If anyone understood what he called the “Shanghai Mind” – at least from a Western point of view – it was he, and by declaring in his official correspondence with the Grand Lodge that he thought the matter unlikely to bear fruit, he certainly believed that it was a dead letter. In this respect, he could not have been more wrong.

Attached to the District Grand Master’s report was a letter addressed directly to the Grand Master, in which he commented extensively upon the proposed fourth Lodge in Shanghai. In these remarks he is much less diplomatic than in his official report.

“There has been considerable agitation during the past year for the formation of another lodge under the Massachusetts Constitution at Shanghai . . . this was started by certain Chinese brethren with the intent that membership would practically be limited to Chinese, but failing support they apparently took the matter up with some of the foreign brethren, and {most} . . . were members of Sinim Lodge. The ostensible desire was to form a lodge in which Chinese would be more readily and agreeably received . . .

“I have had several letters on the subject from individual brethren at Shanghai in opposition . . . The present “rights recovery” spirit would soon bring about an influx of undesirable Chinese into the lodge who would seek to join and enter from unworthy motives, - of this, I feel certain. The original group of foreign masons would in less than no time be swept out of all influence and control, and then the end would come.”
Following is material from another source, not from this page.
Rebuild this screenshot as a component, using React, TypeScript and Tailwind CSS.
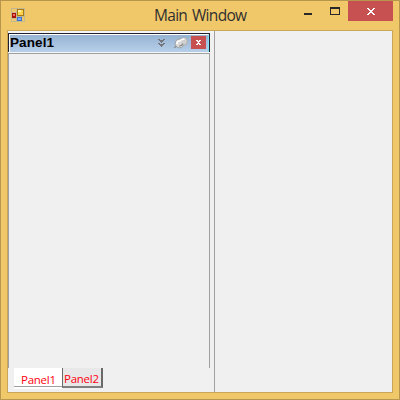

He also attached a descriptive document entitled “The So-Called Chinese Grand Lodge”, written by Wor. W. B. Pettus, a Past Master of International Lodge, describing an organization called the Chih Kung Tang or “Public Weal Association”, which bore the English translation of “Chinese Free Masons” on its outside sign on Avenue Haig in Shanghai. The document dismissed the idea that this organization was Masonic, as it failed most of the Ancient Landmarks, including the lack of monotheism, a volume of sacred law upon the altar, symbolism of the operative art, and admission of women. This report was reprinted in full in the 1928 Proceedings, as part of the Quarterly Communication.

FAILURE TO COMMUNICATE

Our modern communications make us somewhat oblivious to the logistical obstacles in being most of a century ago. Postal correspondence took three to four weeks to travel from China to Massachusetts; indeed, the sheer size of the China District made the logistics of the District Grand Master’s duties a difficult proposition. Bro. Gillis was located in Peking, more than 1,200 kilometers distant from Shanghai; accordingly, much of the direct interaction with the Shanghai lodges was in the charge of his Deputy District Grand Master, Wor. Arthur Quinton Adamson, a Past Master of Sinim Lodge. Brother Adamson was a Quaker, born and raised near Ankeny, Iowa; he was trained as an engineer, and had come to China to oversee an extensive building project in Shanghai and elsewhere in China for the YMCA. He had been raised in Sinim in the same year as Bro. Gillis, and had served as Master in 1922. He was among those who favored the erection of a new lodge in Shanghai to admit Chinese, which ultimately led to some communication issues that would erupt into controversy during the spring and summer of 1928.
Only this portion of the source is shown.